Despite the storm and fury, the Syria withdrawal policy is unambiguous and going forward.
Few other foreign policy decisions of this administration have sparked more criticism than Donald Trump's announcement that he will remove U.S. troops from Syria. Even as he declared last night during his State of the Union address that "as a candidate for president, I loudly pledged a new approach…. Great nations do not fight endless wars," he drew a tepid response from Congress. The planned applause line fell discernibly flat.
Perhaps that's not a surprise, given that the withdrawal has been condemned by leaders from across the political spectrum—including from Trump's own party. South Carolina's Lindsey Graham called keeping troops in Syria "vital to our national security interests." Senator Marco Rubio described the decision as "a major blunder." Nebraskan Ben Sasse said that Iran, ISIS, and Hezbollah were "high-fiving" the move. Finally, last Thursday, Republican leader Mitch McConnell orchestrated a resolution condemning the withdrawal—which passed the Senate in a lopsided vote.
Graham, Rubio, Sasse, and McConnell have been joined in their condemnation by a host of establishment heavyweights. Richard Haass, the president of the Council on Foreign Relations, called the withdrawal "a bad idea" that constituted a "strategic defeat" for the U.S. Neocon penitent and Washington Post columnist Max Boot said the decision was a betrayal of America's Kurdish allies—comparing it to America's serial betrayals of "the South Vietnamese in the 1970s, the Afghans in the 1990s, and the Iraqis after 2011." A bevy of retired military types joined the chorus, including MSNBC regular General Barry McCaffrey and former Army vice chief of staff Jack Keane, not to mention former Marine General James Mattis, who announced his resignation as secretary of defense following the announcement.
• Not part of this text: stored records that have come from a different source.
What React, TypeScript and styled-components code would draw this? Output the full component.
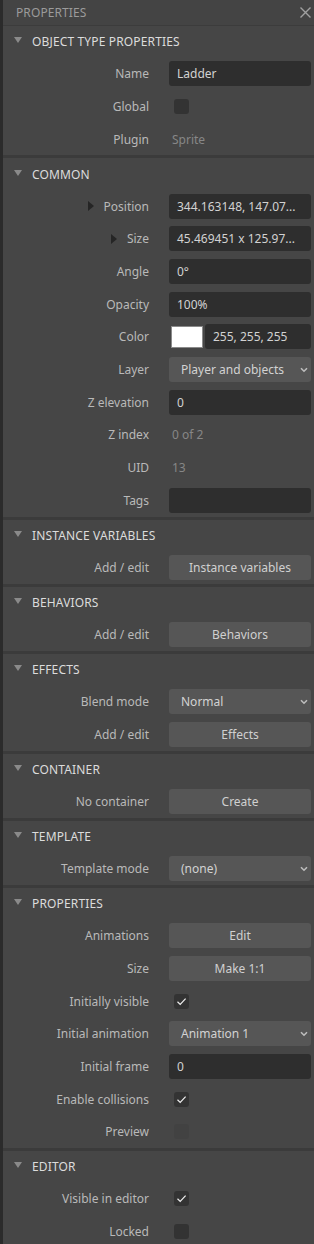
import React from "react";
import styled, { createGlobalStyle } from "styled-components";

const GlobalStyle = createGlobalStyle`
  html, body {
    margin: 0;
    padding: 0;
    background: #2b2b2b;
    overflow: hidden;
  }
  body {
    font-family: "Noto Sans", "Open Sans", sans-serif;
    font-size: 12px;
  }
`;

const Frame = styled.div`
  display: flex;
  width: 314px;
  height: 1244px;
  overflow: hidden;
  background: #2b2b2b;
`;

const Panel = styled.div`
  margin-left: 3px;
  flex: 1;
  display: flex;
  flex-direction: column;
  background: #464646;
  overflow: hidden;
  & > * {
    flex-shrink: 0;
  }
`;

const TitleBar = styled.div`
  height: 25px;
  border-bottom: 1px solid #3c3c3c;
  background: #444444;
  display: flex;
  align-items: center;
  justify-content: space-between;
  padding: 0 3px 0 13px;
  color: #9b9b9b;
  font-size: 12px;
  letter-spacing: 0.1px;
`;

const CloseButton = styled.svg`
  width: 11px;
  height: 11px;
  margin-top: -1px;
`;

const Section = styled.section<{ $first?: boolean }>`
  display: flex;
  flex-direction: column;
  border-top: ${(p) => (p.$first ? "none" : "3px solid #3b3b3b")};
  & > * {
    flex-shrink: 0;
  }
`;

const SectionHeader = styled.div`
  height: 31.5px;
  display: flex;
  align-items: center;
  padding-left: 10px;
  gap: 10px;
  color: #dcdcdc;
  font-size: 12px;
  letter-spacing: 0.15px;
`;

const DownTriangle = styled.span`
  width: 0;
  height: 0;
  border-left: 4px solid transparent;
  border-right: 4px solid transparent;
  border-top: 6px solid #8a8a8a;
  margin-top: -3px;
  margin-left: 1px;
`;

const Row = styled.div`
  height: 32.67px;
  display: grid;
  grid-template-columns: 146px 142px;
  column-gap: 20px;
  align-items: center;
`;

const Label = styled.div`
  display: flex;
  justify-content: flex-end;
  align-items: center;
  gap: 10px;
  color: #b9b9b9;
  font-size: 12px;
  white-space: nowrap;
`;

const RightTriangle = styled.span`
  width: 0;
  height: 0;
  border-top: 5px solid transparent;
  border-bottom: 5px solid transparent;
  border-left: 6px solid #252525;
`;

const Control = styled.div`
  display: flex;
  align-items: center;
  gap: 2px;
  min-width: 0;
`;

const TextInput = styled.div`
  flex: 1;
  min-width: 0;
  height: 25px;
  box-sizing: border-box;
  border-radius: 3px;
  background: #2e2e2e;
  color: #d2d2d2;
  padding: 0 8px;
  display: flex;
  align-items: center;
  white-space: nowrap;
  overflow: hidden;
  font-size: 12px;
`;

const Button = styled.div`
  flex: 1;
  height: 25px;
  border-radius: 3px;
  background: #565656;
  color: #d0d0d0;
  display: flex;
  align-items: center;
  justify-content: center;
  font-size: 12px;
`;

const Select = styled.div`
  flex: 1;
  height: 25px;
  box-sizing: border-box;
  border-radius: 3px;
  background: #565656;
  color: #d2d2d2;
  display: flex;
  align-items: center;
  justify-content: space-between;
  padding: 0 3px 0 12px;
  font-size: 12px;
  white-space: nowrap;
`;

const Chevron = styled.svg`
  width: 8px;
  height: 6px;
`;

const Checkbox = styled.div<{ $disabled?: boolean }>`
  width: 15px;
  height: 15px;
  margin-left: 5px;
  border-radius: 3px;
  background: ${(p) => (p.$disabled ? "#424242" : "#333333")};
  display: flex;
  align-items: center;
  justify-content: center;
`;

const Plain = styled.div`
  padding-left: 3px;
  color: #878787;
  font-size: 12px;
`;

const Swatch = styled.div<{ $color: string }>`
  width: 32px;
  height: 22px;
  box-sizing: border-box;
  margin-left: 2px;
  border: 1px solid #8a8a8a;
  background: ${(p) => p.$color};
`;

type Ctrl =
  | { kind: "input"; value: string }
  | { kind: "button"; value: string }
  | { kind: "select"; value: string }
  | { kind: "check"; checked: boolean; disabled?: boolean }
  | { kind: "plain"; value: string }
  | { kind: "color"; value: string; swatch: string };

type RowDef = { label: string; expander?: boolean; control: Ctrl };
type SectionDef = { title: string; rows: RowDef[] };

const sections: SectionDef[] = [
  {
    title: "OBJECT TYPE PROPERTIES",
    rows: [
      { label: "Name", control: { kind: "input", value: "Ladder" } },
      { label: "Global", control: { kind: "check", checked: false } },
      { label: "Plugin", control: { kind: "plain", value: "Sprite" } },
    ],
  },
  {
    title: "COMMON",
    rows: [
      { label: "Position", expander: true, control: { kind: "input", value: "344.163148, 147.07..." } },
      { label: "Size", expander: true, control: { kind: "input", value: "45.469451 x 125.97..." } },
      { label: "Angle", control: { kind: "input", value: "0°" } },
      { label: "Opacity", control: { kind: "input", value: "100%" } },
      { label: "Color", control: { kind: "color", value: "255, 255, 255", swatch: "#ffffff" } },
      { label: "Layer", control: { kind: "select", value: "Player and objects" } },
      { label: "Z elevation", control: { kind: "input", value: "0" } },
      { label: "Z index", control: { kind: "plain", value: "0 of 2" } },
      { label: "UID", control: { kind: "plain", value: "13" } },
      { label: "Tags", control: { kind: "input", value: "" } },
    ],
  },
  {
    title: "INSTANCE VARIABLES",
    rows: [{ label: "Add / edit", control: { kind: "button", value: "Instance variables" } }],
  },
  {
    title: "BEHAVIORS",
    rows: [{ label: "Add / edit", control: { kind: "button", value: "Behaviors" } }],
  },
  {
    title: "EFFECTS",
    rows: [
      { label: "Blend mode", control: { kind: "select", value: "Normal" } },
      { label: "Add / edit", control: { kind: "button", value: "Effects" } },
    ],
  },
  {
    title: "CONTAINER",
    rows: [{ label: "No container", control: { kind: "button", value: "Create" } }],
  },
  {
    title: "TEMPLATE",
    rows: [{ label: "Template mode", control: { kind: "select", value: "(none)" } }],
  },
  {
    title: "PROPERTIES",
    rows: [
      { label: "Animations", control: { kind: "button", value: "Edit" } },
      { label: "Size", control: { kind: "button", value: "Make 1:1" } },
      { label: "Initially visible", control: { kind: "check", checked: true } },
      { label: "Initial animation", control: { kind: "select", value: "Animation 1" } },
      { label: "Initial frame", control: { kind: "input", value: "0" } },
      { label: "Enable collisions", control: { kind: "check", checked: true } },
      { label: "Preview", control: { kind: "check", checked: false, disabled: true } },
    ],
  },
  {
    title: "EDITOR",
    rows: [
      { label: "Visible in editor", control: { kind: "check", checked: true } },
      { label: "Locked", control: { kind: "check", checked: false } },
    ],
  },
];

function renderControl(c: Ctrl) {
  switch (c.kind) {
    case "input":
      return <TextInput>{c.value}</TextInput>;
    case "button":
      return <Button>{c.value}</Button>;
    case "select":
      return (
        <Select>
          <span>{c.value}</span>
          <Chevron viewBox="0 0 8 6">
            <path d="M1 1.2 L4 4.2 L7 1.2" fill="none" stroke="#bdbdbd" strokeWidth="1.6" />
          </Chevron>
        </Select>
      );
    case "check":
      return (
        <Checkbox $disabled={c.disabled}>
          {c.checked && (
            <svg width="11" height="11" viewBox="0 0 11 11">
              <path d="M1.5 5.8 L4.2 8.4 L9.6 2.6" fill="none" stroke="#f0f0f0" strokeWidth="1.2" />
            </svg>
          )}
        </Checkbox>
      );
    case "plain":
      return <Plain>{c.value}</Plain>;
    case "color":
      return (
        <>
          <Swatch $color={c.swatch} />
          <TextInput>{c.value}</TextInput>
        </>
      );
  }
}

export default function App() {
  return (
    <>
      <GlobalStyle />
      <Frame>
        <Panel>
          <TitleBar>
            <span>PROPERTIES</span>
            <CloseButton viewBox="0 0 11 11">
              <path d="M0.5 0.5 L10.5 10.5 M10.5 0.5 L0.5 10.5" stroke="#a0a0a0" strokeWidth="1.4" />
            </CloseButton>
          </TitleBar>
          {sections.map((s, i) => (
            <Section key={s.title} $first={i === 0}>
              <SectionHeader>
                <DownTriangle />
                <span>{s.title}</span>
              </SectionHeader>
              {s.rows.map((r, j) => (
                <Row key={j}>
                  <Label>
                    {r.expander && <RightTriangle />}
                    <span>{r.label}</span>
                  </Label>
                  <Control>{renderControl(r.control)}</Control>
                </Row>
              ))}
            </Section>
          ))}
        </Panel>
      </Frame>
    </>
  );
}
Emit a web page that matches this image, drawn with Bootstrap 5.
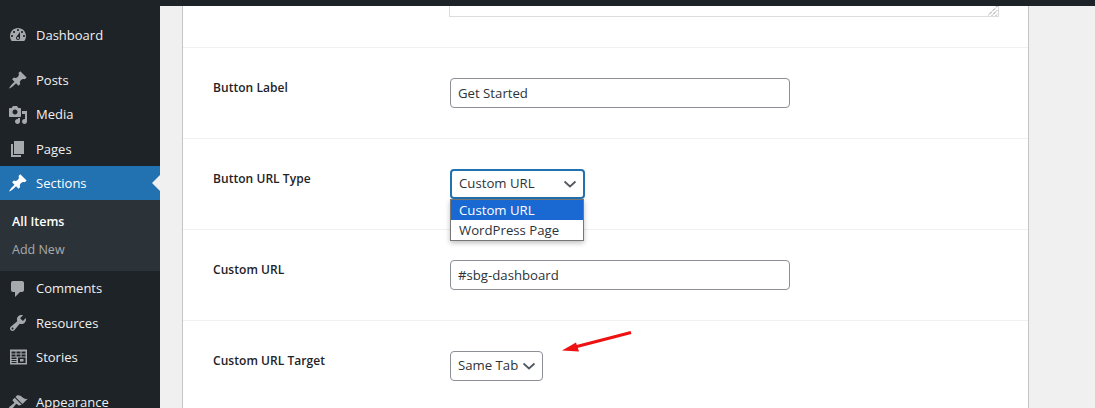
<!DOCTYPE html>
<html lang="en"><head><meta charset="utf-8"><title>Sections</title>
<link href="https://cdn.jsdelivr.net/npm/bootstrap@5.3.0/dist/css/bootstrap.min.css" rel="stylesheet">
<style>
html,body{height:408px;overflow:hidden}
body{background:#f0f0f1;font-family:"Open Sans","Noto Sans",sans-serif;font-size:13px;color:#1d2327}
.wp-top{height:6px;background:#1d2327}
.wp-shell{height:402px;overflow:hidden}
.wp-side{width:160px;flex:none;background:#1d2327;padding-top:12px}
.wp-item{height:34.3px;padding-left:8px;gap:8px;color:#f0f0f1;font-size:13px;position:relative}
.wp-item span{padding-top:.9px}
.wp-item svg{width:20px;height:20px;fill:#a7aaad;flex:none}
.wp-gap{height:11px}
.wp-cur{background:#2271b1;color:#fff}
.wp-cur svg{fill:#fff}
.wp-cur::after{content:"";position:absolute;right:0;top:9px;border:8px solid transparent;border-right-color:#f0f0f1;border-left:0}
.wp-sub{height:71px;background:#2c3338;padding:13px 12px 0;font-size:12.5px;color:#a7aaad}
.wp-sub div{height:28px}
.wp-sub .on{color:#fff;font-weight:600}
.wp-panel{width:847px;margin-left:22px;background:#fff;border-left:1px solid #c3c4c7;border-right:1px solid #c3c4c7;height:402px}
.wp-row{height:91px;padding:30px 0 0 30px;border-bottom:1px solid #f0f0f1;position:relative}
.wp-row.first{height:42px;padding:0 0 0 266px}
.wp-lab{width:237px;flex:none;font-weight:600;font-size:12px;line-height:18px;padding-top:1px;letter-spacing:.05px}
.wp-ta{width:550px;height:11px;border:1px solid #dcdcde;border-top:0;position:relative}
.wp-ta svg{position:absolute;right:0;bottom:0}
.wp-in,.wp-sel{font-family:inherit;font-size:13.2px;color:#2c3338;height:30px;border:1px solid #8c8f94;border-radius:4px;padding:0 7px;background-color:#fff;box-shadow:none}
.wp-in{width:340px}
.wp-sel{background-image:url("data:image/svg+xml,%3Csvg xmlns='http://www.w3.org/2000/svg' width='14' height='14' viewBox='0 0 14 14'%3E%3Cpath d='M1.500 4.500 7 9.500l5.500-5' fill='none' stroke='%2350575e' stroke-width='1.700'/%3E%3C/svg%3E");background-repeat:no-repeat;background-position:right 6px center;background-size:14px;padding-right:20px}
.wp-sel.open{width:135px;border:2px solid #2271b1;background-position:right 6px center;padding-left:7px}
.wp-sel.plain{width:93px}
.wp-menu{position:absolute;left:267px;top:60px;width:134px;background:#fff;border:1px solid #767676;box-shadow:0 2px 5px rgba(0,0,0,.25);font-size:13.2px;color:#2c3338;z-index:3}
.wp-menu div{height:20px;line-height:20px;padding-left:8px}
.wp-menu .sel{background:#1a68d2;color:#fff}
.wp-arrow{position:absolute;left:378px;top:10px;z-index:2}
</style></head><body>
<div class="wp-top"></div>
<div class="wp-shell d-flex">
<nav class="wp-side">
<div class="wp-item d-flex align-items-center"><svg viewBox="0 0 20 20"><path d="M3.76 16h12.48c1.1-1.37 1.76-3.11 1.76-5 0-4.42-3.58-8-8-8s-8 3.58-8 8c0 1.890.66 3.630 1.760 5zM10 4c.55 0 1 .45 1 1s-.45 1-1 1-1-.45-1-1 .45-1 1-1zM6 6c.55 0 1 .45 1 1s-.45 1-1 1-1-.45-1-1 .45-1 1-1zm8 0c.55 0 1 .45 1 1s-.45 1-1 1-1-.45-1-1 .45-1 1-1zm-5.370 5.550L12 7v6c0 1.100-.9 2-2 2s-2-.9-2-2c0-.57.24-1.080.63-1.450zM4 10c.55 0 1 .45 1 1s-.45 1-1 1-1-.45-1-1 .45-1 1-1zm12 0c.55 0 1 .45 1 1s-.45 1-1 1-1-.45-1-1 .45-1 1-1zm-5 3c0-.55-.45-1-1-1s-1 .45-1 1 .45 1 1 1 1-.45 1-1z" fill-rule="evenodd"/></svg><span>Dashboard</span></div>
<div class="wp-gap"></div>
<div class="wp-item d-flex align-items-center"><svg viewBox="0 0 20 20"><path d="M10.44 3.020l1.820-1.820 6.360 6.350-1.830 1.820c-1.050-.68-2.480-.57-3.410.36l-.75.75c-.92.930-1.040 2.350-.35 3.410l-1.830 1.820-2.410-2.410-2.800 2.790c-.42.42-3.380 2.710-3.800 2.290s1.860-3.390 2.280-3.810l2.790-2.790L4.100 9.360l1.830-1.820c1.050.69 2.480.57 3.400-.36l.75-.75c.93-.92 1.050-2.350.36-3.410z"/></svg><span>Posts</span></div>
<div class="wp-item d-flex align-items-center"><svg viewBox="0 0 20 20"><path d="M13 11V4c0-.55-.45-1-1-1h-1.670L9 1H5L3.670 3H2c-.55 0-1 .45-1 1v7c0 .55.45 1 1 1h10c.55 0 1-.45 1-1zM7 4.500c1.380 0 2.500 1.120 2.500 2.500S8.380 9.500 7 9.500 4.500 8.380 4.500 7 5.620 4.500 7 4.500zM14 6h5v10.500c0 1.380-1.120 2.500-2.500 2.500S14 17.880 14 16.500s1.120-2.500 2.500-2.500c.17 0 .34.020.5.050V9h-3V6zm-4 8.050V13h2v3.500c0 1.380-1.120 2.500-2.500 2.500S7 17.880 7 16.500 8.120 14 9.500 14c.17 0 .34.020.5.050z"/></svg><span>Media</span></div>
<div class="wp-item d-flex align-items-center"><svg viewBox="0 0 20 20"><path d="M6 15V2h10v13H6zm-1 1h8v2H3V5h2v11z"/></svg><span>Pages</span></div>
<div class="wp-item wp-cur d-flex align-items-center"><svg viewBox="0 0 20 20"><path d="M10.44 3.020l1.820-1.820 6.360 6.350-1.830 1.820c-1.050-.68-2.480-.57-3.410.36l-.75.75c-.92.930-1.040 2.350-.35 3.410l-1.830 1.820-2.410-2.410-2.800 2.790c-.42.42-3.380 2.710-3.800 2.290s1.860-3.390 2.280-3.810l2.790-2.790L4.100 9.360l1.830-1.820c1.050.69 2.480.57 3.400-.36l.75-.75c.93-.92 1.050-2.350.36-3.410z"/></svg><span>Sections</span></div>
<div class="wp-sub"><div class="on">All Items</div><div>Add New</div></div>
<div class="wp-item d-flex align-items-center"><svg viewBox="0 0 20 20"><path d="M5 2h9c1.100 0 2 .9 2 2v7c0 1.100-.9 2-2 2h-2l-5 5v-5H5c-1.100 0-2-.9-2-2V4c0-1.100.9-2 2-2z"/></svg><span>Comments</span></div>
<div class="wp-item d-flex align-items-center"><svg viewBox="0 0 20 20"><path d="M16.680 9.770c-1.340 1.340-3.300 1.670-4.950.99l-5.410 6.520c-.99.99-2.590.99-3.580 0s-.99-2.590 0-3.570l6.520-5.420c-.68-1.650-.35-3.610.99-4.950 1.280-1.280 3.120-1.620 4.720-1.060l-2.890 2.890 2.820 2.820 2.860-2.870c.53 1.580.18 3.390-1.080 4.650zM3.810 16.210c.4.39 1.040.39 1.430 0 .4-.4.4-1.040 0-1.430-.39-.4-1.030-.4-1.430 0-.39.39-.39 1.030 0 1.430z"/></svg><span>Resources</span></div>
<div class="wp-item d-flex align-items-center"><svg viewBox="0 0 20 20"><path fill-rule="evenodd" d="M2 2.500h17v15H2zM3.500 6.500h4v-2h-4zM8.500 6.500h4v-2h-4zM13.500 6.500h4v-2h-4zM3.500 9.500h4v-2h-4zM8.500 9.500h4v-2h-4zM13.500 9.500h4v-2h-4zM3.500 12h5v-1.500h-5zM3.500 14h5v-1h-5zM3.500 16h5v-1h-5zM10 16h7.500v-5.500H10zM12 14.500h3.500V12H12z"/></svg><span>Stories</span></div>
<div class="wp-gap"></div>
<div class="wp-item d-flex align-items-center"><svg viewBox="0 0 20 20"><path d="M14.480 11.060L7.410 3.990l1.500-1.500c.5-.56 2.300-.47 3.510.32 1.210.8 1.430 1.280 2.910 2.100 1.180.64 2.450 1.260 4.450.85zm-.71.71L6.700 4.700 4.930 6.470c-.39.39-.39 1.020 0 1.410l1.060 1.060c.39.39.39 1.030 0 1.420-.6.6-1.430 1.110-2.210 1.690-.35.26-.7.53-1.010.84C1.430 13.230.4 14.980 1.300 15.880c.9.9 2.640-.13 3.980-1.470.31-.31.58-.66.85-1.010.58-.78 1.080-1.610 1.690-2.210.39-.39 1.020-.39 1.410 0l1.060 1.060c.39.39 1.020.39 1.410 0z"/></svg><span>Appearance</span></div>
</nav>
<main class="wp-panel">
<div class="wp-row first"><div class="wp-ta"><svg width="10" height="10" viewBox="0 0 10 10"><path d="M0 9.500 9.500 0M4 9.500 9.500 4M8 9.500 9.500 8" stroke="#555" stroke-width="1" stroke-dasharray="1 1" fill="none"/></svg></div></div>
<div class="wp-row d-flex"><div class="wp-lab">Button Label</div><input class="wp-in" value="Get Started"></div>
<div class="wp-row d-flex"><div class="wp-lab">Button URL Type</div><select class="form-select wp-sel open"><option>Custom URL</option><option>WordPress Page</option></select>
<div class="wp-menu"><div class="sel">Custom URL</div><div>WordPress Page</div></div></div>
<div class="wp-row d-flex"><div class="wp-lab">Custom URL</div><input class="wp-in" value="#sbg-dashboard"></div>
<div class="wp-row d-flex"><div class="wp-lab">Custom URL Target</div><select class="form-select wp-sel plain"><option>Same Tab</option><option>New Tab</option></select>
<svg class="wp-arrow" width="72" height="24" viewBox="0 0 72 24"><path d="M70 1.500 12 16.500" stroke="#ee1111" stroke-width="3" fill="none"/><path d="M1 19.500 15 11.500l3 9z" fill="#ee1111"/></svg></div>
</main>
</div>
</body></html>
Indeed, the reaction to Trump's decision was so overwhelmingly negative that Washington pundits speculated that it was only a matter of time before Trump "walked back" the decision by slowing the withdrawal—a deferential nod, it was said, to wiser and more seasoned foreign policy veterans. In fact, that not only hasn't happened, the president has dug in his heels, issuing eyeball-to-eyeball orders to military commanders that are anything but ambiguous.